GIVEN DATA:
- - -
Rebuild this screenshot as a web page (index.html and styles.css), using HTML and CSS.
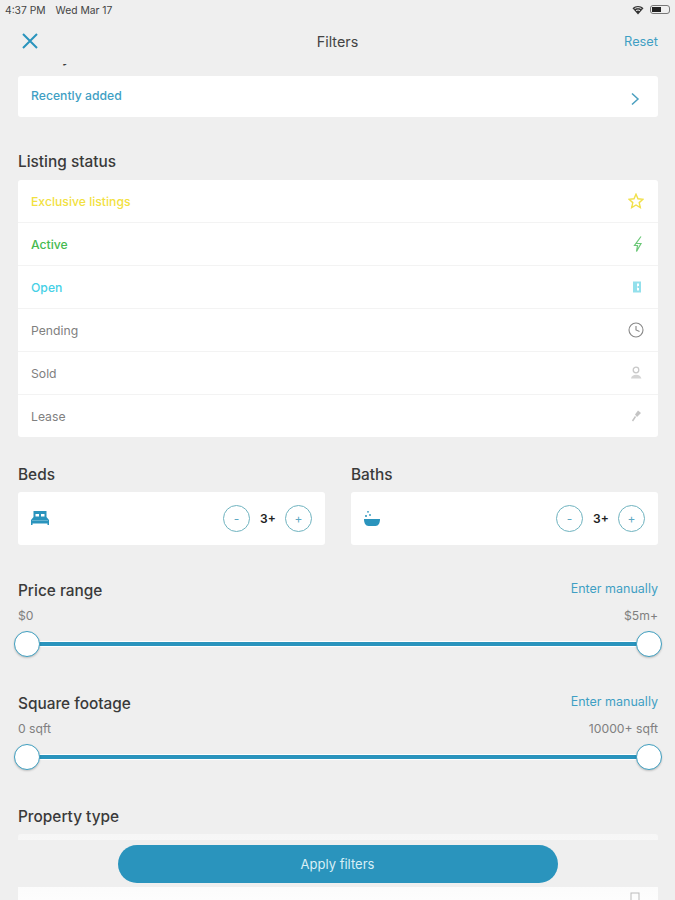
FILE: index.html
```html
<!DOCTYPE html>
<html lang="en">
<head>
  <meta charset="UTF-8" />
  <meta name="viewport" content="width=device-width, initial-scale=1.0" />
  <title>Filters</title>
  <link rel="stylesheet" href="styles.css">
</head>
<body>
  <div class="screen">
    <div class="status-bar">
      <div class="status-time"><span>4:37 PM</span><span>Wed Mar 17</span></div>
      <div class="status-icons">
        <svg width="12" height="10" viewBox="0 0 12 10"><path d="M6 9.5 0.5 3.2C3.6 0.4 8.4 0.4 11.5 3.2Z" fill="#333"/><path d="M2.6 3.6C4.6 2.3 7.4 2.3 9.4 3.6" stroke="#efefef" fill="none"/><path d="M4 5.6C5.2 4.9 6.8 4.9 8 5.6" stroke="#efefef" fill="none"/></svg>
        <div class="battery"><div class="battery-level"></div></div>
      </div>
    </div>

    <div class="nav">
      <svg class="nav-close" width="18" height="18" viewBox="0 0 18 18"><path d="M2 2 16 16M16 2 2 16" stroke="#2a94bd" stroke-width="2" fill="none"/></svg>
      <div class="nav-title">Filters</div>
      <div class="nav-reset">Reset</div>
    </div>

    <div class="content">
      <div class="section-title clipped">Sort by</div>
      <div class="card">
        <div class="row row-sort">
          <span class="blue strong">Recently added</span>
          <svg class="chevron" width="10" height="14" viewBox="0 0 10 14"><path d="M2 1.5 8 7 2 12.5" stroke="#4a9fbf" stroke-width="1.5" fill="none"/></svg>
        </div>
      </div>

      <div class="section-title">Listing status</div>
      <div class="card">
        <div class="row">
          <span class="yellow strong">Exclusive listings</span>
          <svg width="16" height="16" viewBox="0 0 16 16"><path d="M8 1.2 10 5.8 15 6.3 11.2 9.6 12.3 14.6 8 12 3.7 14.6 4.8 9.6 1 6.3 6 5.8Z" stroke="#f1e04a" stroke-width="1.4" fill="none"/></svg>
        </div>
        <div class="row">
          <span class="green strong">Active</span>
          <svg width="16" height="18" viewBox="0 0 16 18"><path d="M13 1.5 8 8.5H13L8.5 16.5 9.5 10.5H6.5Z" stroke="#6cc878" stroke-width="1.2" fill="none"/></svg>
        </div>
        <div class="row">
          <span class="cyan strong">Open</span>
          <svg width="16" height="12" viewBox="0 0 16 12"><rect x="5" y="0.5" width="8" height="11" fill="#93e0ec"/><path d="M9 2.5H11V5H9.5V7H11V9.5H9Z" fill="#fff"/></svg>
        </div>
        <div class="row">
          <span class="gray">Pending</span>
          <svg width="16" height="16" viewBox="0 0 16 16"><circle cx="8" cy="8" r="7" stroke="#888" stroke-width="1.1" fill="none"/><path d="M8 4V8L11.5 9.5" stroke="#888" stroke-width="1.1" fill="none"/></svg>
        </div>
        <div class="row">
          <span class="gray">Sold</span>
          <svg width="16" height="14" viewBox="0 0 16 14"><circle cx="8" cy="4" r="2.8" fill="none" stroke="#c8c8c8" stroke-width="1.3"/><path d="M3 12.5C3.5 8.5 9 8 12 10L13.5 12.5Z" fill="#d4d4d4"/></svg>
        </div>
        <div class="row">
          <span class="gray">Lease</span>
          <svg width="16" height="14" viewBox="0 0 16 14"><path d="M10 1.5 13 4 9 8 7 5.5Z" fill="#c4c4c4"/><path d="M7.5 7.5 4.5 12" stroke="#c4c4c4" stroke-width="1.5" fill="none"/></svg>
        </div>
      </div>

      <div class="counters">
        <div class="counter-col">
          <div class="section-title">Beds</div>
          <div class="card counter">
            <svg width="20" height="17" viewBox="0 0 20 17"><path d="M3.5 1H16.5V7L19 10V15H17.5V13.5H2.5V15H1V10L3.5 7Z" fill="#2a94bd"/><path d="M5.5 4H9V6.5H5.5ZM11 4H14.5V6.500H11Z" fill="#fff"/><path d="M2 10.5H18" stroke="#7fc0d8" stroke-width="0.7"/></svg>
            <div class="stepper">
              <div class="step-btn">-</div>
              <span class="step-value">3+</span>
              <div class="step-btn">+</div>
            </div>
          </div>
        </div>
        <div class="counter-col">
          <div class="section-title">Baths</div>
          <div class="card counter">
            <svg width="18" height="17" viewBox="0 0 18 17"><path d="M1 9H17C17 13 15.5 16 12.5 16H5.5C2.5 16 1 13 1 9Z" fill="#2a94bd"/><circle cx="5" cy="1.8" r="0.9" fill="#2a94bd"/><circle cx="3" cy="6" r="1" fill="#2a94bd"/><circle cx="7" cy="5" r="0.9" fill="#2a94bd"/></svg>
            <div class="stepper">
              <div class="step-btn">-</div>
              <span class="step-value">3+</span>
              <div class="step-btn">+</div>
            </div>
          </div>
        </div>
      </div>

      <div class="range-block">
        <div class="range-head">
          <div class="section-title">Price range</div>
          <div class="blue manual">Enter manually</div>
        </div>
        <div class="range-labels"><span>$0</span><span>$5m+</span></div>
        <div class="slider"><div class="thumb"></div><div class="track"></div><div class="thumb"></div></div>
      </div>

      <div class="range-block">
        <div class="range-head">
          <div class="section-title">Square footage</div>
          <div class="blue manual">Enter manually</div>
        </div>
        <div class="range-labels"><span>0 sqft</span><span>10000+ sqft</span></div>
        <div class="slider"><div class="thumb"></div><div class="track"></div><div class="thumb"></div></div>
      </div>

      <div class="section-title type-title">Property type</div>
      <div class="card type-card">
        <div class="row"></div>
        <div class="row">
          <span></span>
          <svg width="16" height="16" viewBox="0 0 16 16"><rect x="3" y="3" width="8" height="10" fill="none" stroke="#bbb"/></svg>
        </div>
      </div>
    </div>

    <div class="apply-bar">
      <div class="apply-btn">Apply filters</div>
    </div>
  </div>
</body>
</html>
```

FILE: styles.css
```css
html, body {
  margin: 0;
  padding: 0;
}
body {
  font-family: 'Inter', 'Liberation Sans', sans-serif;
  background: #efefef;
  color: #333;
}
.screen {
  position: relative;
  width: 675px;
  height: 900px;
  overflow: hidden;
  background: #efefef;
}
.status-bar {
  display: flex;
  justify-content: space-between;
  align-items: center;
  box-sizing: border-box;
  height: 18px;
  padding: 1px 5px 0;
  font-size: 10.3px;
  color: #444;
}
.status-time {
  display: flex;
  gap: 10px;
}
.status-icons {
  display: flex;
  align-items: center;
  gap: 6px;
}
.battery {
  width: 20px;
  height: 9px;
  border: 1px solid #777;
  border-radius: 3px;
  box-sizing: border-box;
  padding: 1px;
}
.battery-level {
  width: 9px;
  height: 100%;
  background: #222;
}
.nav {
  display: flex;
  align-items: center;
  justify-content: space-between;
  height: 46px;
  padding: 0 17px 0 21px;
  position: relative;
}
.nav-title {
  position: absolute;
  left: 0;
  right: 0;
  text-align: center;
  font-size: 14.3px;
  color: #444;
}
.nav-reset {
  font-size: 12.8px;
  color: #3f9fc4;
}
.content {
  height: 836px;
  overflow: hidden;
  padding: 0 17px 0 18px;
}
.section-title {
  font-size: 15.4px;
  font-weight: 500;
  line-height: 18px;
  color: #3a3a3a;
  margin-bottom: 9px;
}
.clipped {
  margin-top: -16px;
  margin-bottom: 10px;
}
.card {
  background: #fff;
  border-radius: 3px;
}
.card + .section-title {
  margin-top: 36px;
}
.row {
  display: flex;
  align-items: center;
  justify-content: space-between;
  height: 42px;
  padding: 0 14px 0 13px;
  border-bottom: 1px solid #f3f3f3;
  font-size: 12.2px;
}
.row:last-child {
  border-bottom: none;
}
.row-sort {
  height: 41px;
}
.row-sort span {
  position: relative;
  top: -1px;
}
.chevron {
  margin: 4px 4px 0 0;
}
.strong {
  font-weight: 500;
}
.blue { color: #3f9fc4; }
.yellow { color: #f2e13f; }
.green { color: #45ba50; }
.cyan { color: #45d0e6; }
.gray { color: #808080; }
.counters {
  display: flex;
  gap: 26px;
  margin-top: 29px;
}
.counter-col {
  flex: 1;
}
.counter-col .section-title {
  margin-bottom: 8px;
}
.counter {
  display: flex;
  align-items: center;
  justify-content: space-between;
  height: 53px;
  padding: 0 13px 0 12px;
}
.stepper {
  display: flex;
  align-items: center;
  gap: 10px;
}
.step-btn {
  display: flex;
  align-items: center;
  justify-content: center;
  box-sizing: border-box;
  width: 27px;
  height: 27px;
  border: 1.2px solid #6fb3bf;
  border-radius: 50%;
  font-size: 12px;
  color: #5fa8c4;
}
.step-value {
  width: 15px;
  font-size: 12px;
  font-weight: 600;
  color: #222;
}
.range-block {
  height: 113px;
}
.counters + .range-block {
  margin-top: 37px;
}
.range-head {
  display: flex;
  justify-content: space-between;
  align-items: center;
}
.manual {
  font-size: 12.5px;
  margin-bottom: 9px;
  margin-top: -5px;
}
.range-labels {
  display: flex;
  justify-content: space-between;
  font-size: 12.2px;
  line-height: 14px;
  color: #808080;
}
.slider {
  display: flex;
  align-items: center;
  margin: 8px -4px 0;
}
.track {
  flex: 1;
  height: 4px;
  margin: 0 -1px;
  background: #2a94bd;
  box-shadow: 0 0 0 1px #fff;
}
.thumb {
  position: relative;
  z-index: 1;
  width: 24px;
  height: 24px;
  border: 1px solid #3f9fc0;
  border-radius: 50%;
  background: #fff;
  box-shadow: 0 1px 2px rgba(0, 0, 0, 0.2);
}
.type-title {
  margin-bottom: 8px;
}
.type-card {
  background: linear-gradient(#f6f6f6, #fff);
}
.apply-bar {
  position: absolute;
  left: 0;
  right: 0;
  top: 840px;
  height: 47px;
  background: #efefef;
  display: flex;
  justify-content: center;
  align-items: center;
}
.apply-btn {
  width: 440px;
  height: 38px;
  line-height: 38px;
  border-radius: 19px;
  background: #2a94bd;
  color: #d8eff6;
  text-align: center;
  font-size: 13px;
}
```
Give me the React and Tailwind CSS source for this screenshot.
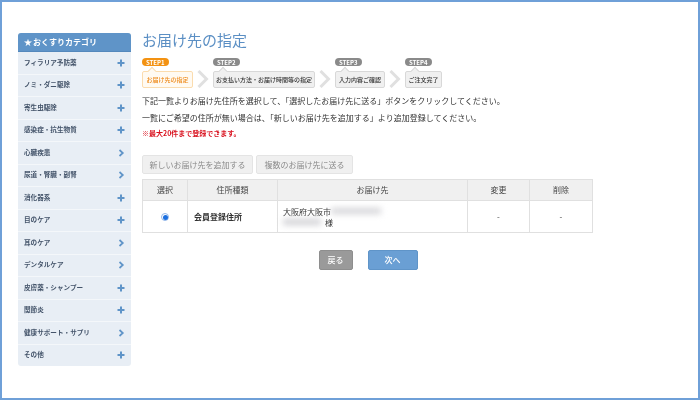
import React from "react";

const Plus = () => (
  <svg width="8" height="8" viewBox="0 0 8 8" className="shrink-0">
    <path d="M4 0.5V7.5M0.5 4H7.5" stroke="#5f94c8" strokeWidth="2" fill="none" />
  </svg>
);
const Chev = () => (
  <svg width="8" height="8" viewBox="0 0 8 8" className="shrink-0">
    <path d="M2.5 1L5.8 4L2.5 7" stroke="#5f94c8" strokeWidth="1.7" fill="none" />
  </svg>
);

const cats = [
  ["フィラリア予防薬", 1],
  ["ノミ・ダニ駆除", 1],
  ["寄生虫駆除", 1],
  ["感染症・抗生物質", 1],
  ["心臓疾患", 0],
  ["尿道・腎臓・副腎", 0],
  ["消化器系", 1],
  ["目のケア", 1],
  ["耳のケア", 0],
  ["デンタルケア", 0],
  ["皮膚薬・シャンプー", 1],
  ["関節炎", 1],
  ["健康サポート・サプリ", 0],
  ["その他", 1],
];

const steps = [
  ["STEP1", "お届け先の指定", true, "w-[51px]"],
  ["STEP2", "お支払い方法・お届け時間等の指定", false, "w-[102px]"],
  ["STEP3", "入力内容ご確認", false, "w-[50px]"],
  ["STEP4", "ご注文完了", false, "w-[37px]"],
];

function Step({ label, text, active, width }) {
  return (
    <div className="flex flex-col items-start">
      <div className={`h-[8px] px-[4px] rounded-full flex items-center text-[6px] font-bold text-white ${active ? "bg-[#f39212]" : "bg-[#8a8a8a]"}`}>
        {label}
      </div>
      <div className={`relative mt-[5px] h-[17px] ${width} flex items-center justify-center rounded-[2px] border text-[6px] font-medium whitespace-nowrap ${active ? "border-[#fbdcae] bg-[#fffaf2] text-[#ee8a1a]" : "border-[#d8d8d8] bg-[#f0f0f0] text-[#333]"}`}>
        <span className={`absolute left-[6px] top-[-4px] w-[6px] h-[6px] rotate-45 border-l border-t ${active ? "border-[#fbdcae] bg-[#fffaf2]" : "border-[#d8d8d8] bg-[#f0f0f0]"}`} />
        <span className="relative">{text}</span>
      </div>
    </div>
  );
}

const Sep = () => (
  <svg width="12" height="18" viewBox="0 0 12 18" className="mt-[12px] mx-[4px] shrink-0">
    <path d="M1.5 1L9.5 9L1.5 17" stroke="#e0e0e0" strokeWidth="3" fill="none" />
  </svg>
);

export default function App() {
  return (
    <div
      className="w-[700px] h-[400px] box-border border-2 border-[#6fa0d8] bg-white flex overflow-hidden pl-[16px] pt-[31px]"
      style={{ fontFamily: '"Noto Sans CJK JP", "Noto Sans", sans-serif' }}
    >
      <aside className="w-[113px] h-[333px] shrink-0 flex flex-col rounded-[3px] overflow-hidden bg-[#e8eef5] blur-[0.35px]">
        <div className="h-[19px] shrink-0 bg-[#5f94c8] border-b border-[#5488bc] flex items-center pl-[6px] text-[8px] font-bold text-white">
          <span className="text-[8px] mr-[1px]">★</span>おくすりカテゴリ
        </div>
        <div className="flex-1 flex flex-col">
          {cats.map(([t, p], i) => (
            <div key={t} className={`flex-1 flex items-center justify-between pl-[6px] pr-[6px] text-[6.6px] font-bold text-[#44546a] ${i ? "border-t border-[#f4f7fa]" : ""}`}>
              <span>{t}</span>
              {p ? <Plus /> : <Chev />}
            </div>
          ))}
        </div>
      </aside>

      <main className="ml-[11px] w-[450px] flex flex-col blur-[0.35px]">
        <h1 className="text-[15px] leading-[20px] text-[#5b8fc4] mt-[-3px]">お届け先の指定</h1>
        <div className="flex items-start mt-[8px]">
          {steps.map(([l, t, a, w], i) => (
            <React.Fragment key={l}>
              {i > 0 && <Sep />}
              <Step label={l} text={t} active={a} width={w} />
            </React.Fragment>
          ))}
        </div>
        <div className="mt-[4px] text-[8px] leading-[17px] text-[#333]">
          <p>下記一覧よりお届け先住所を選択して、「選択したお届け先に送る」ボタンをクリックしてください。</p>
          <p>一覧にご希望の住所が無い場合は、「新しいお届け先を追加する」より追加登録してください。</p>
          <p className="text-[7px] leading-[14px] font-bold text-[#d9121f]">※最大20件まで登録できます。</p>
        </div>
        <div className="flex gap-[3px] mt-[15px]">
          <div className="w-[111px] h-[19px] flex items-center justify-center bg-[#f0f0f0] border border-[#e4e4e4] rounded-[2px] text-[8px] text-[#8a8a8a]">新しいお届け先を追加する</div>
          <div className="w-[97px] h-[19px] flex items-center justify-center bg-[#f0f0f0] border border-[#e4e4e4] rounded-[2px] text-[8px] text-[#8a8a8a]">複数のお届け先に送る</div>
        </div>
        <table className="mt-[5px] w-[450px] table-fixed border-collapse text-[8px] text-[#444]">
          <colgroup>
            <col className="w-[45px]" />
            <col className="w-[90px]" />
            <col className="w-[190px]" />
            <col className="w-[62px]" />
            <col className="w-[63px]" />
          </colgroup>
          <thead>
            <tr className="h-[21px] bg-[#f0f0f0]">
              {["選択", "住所種類", "お届け先", "変更", "削除"].map((h) => (
                <th key={h} className="font-normal border border-[#e0e0e0] p-0">{h}</th>
              ))}
            </tr>
          </thead>
          <tbody>
            <tr className="h-[32px]">
              <td className="border border-[#e0e0e0] p-0 text-center">
                <span className="inline-flex w-[8px] h-[8px] rounded-full bg-white border border-[#8fb4e8] items-center justify-center align-middle">
                  <span className="w-[5px] h-[5px] rounded-full bg-[#1a6fe0]" />
                </span>
              </td>
              <td className="border border-[#e0e0e0] p-0 pl-[6px] font-bold text-[8px] text-[#333]">会員登録住所</td>
              <td className="border border-[#e0e0e0] p-0 pl-[5px] leading-[11px] text-[#333]">
                <div className="flex items-center">
                  大阪府大阪市
                  <span className="inline-block w-[50px] h-[6px] bg-[#d4d4d8] blur-[3px]" />
                </div>
                <div className="flex items-center">
                  <span className="inline-block w-[38px] h-[6px] bg-[#d0d0d4] blur-[3px] mr-[4px]" />様
                </div>
              </td>
              <td className="border border-[#e0e0e0] p-0 text-center">-</td>
              <td className="border border-[#e0e0e0] p-0 text-center">-</td>
            </tr>
          </tbody>
        </table>
        <div className="flex justify-center gap-[15px] mt-[17px] pl-[2px]">
          <div className="w-[34px] h-[20px] flex items-center justify-center rounded-[2px] bg-[#9a9a9a] border border-[#8e8e8e] text-[8px] font-medium text-white">戻る</div>
          <div className="w-[50px] h-[20px] flex items-center justify-center rounded-[2px] bg-[#6a9fd4] border border-[#5f94c8] text-[8px] font-medium text-white">次へ</div>
        </div>
      </main>
    </div>
  );
}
- - -
WHAT TO PRODUCE:
In the entries above, find each line with the word "React" and show it.

RESPONSE TO THE EXERCISE:
Give me the React and Tailwind CSS source for this screenshot.
import React from "react";
            <React.Fragment key={l}>
            </React.Fragment>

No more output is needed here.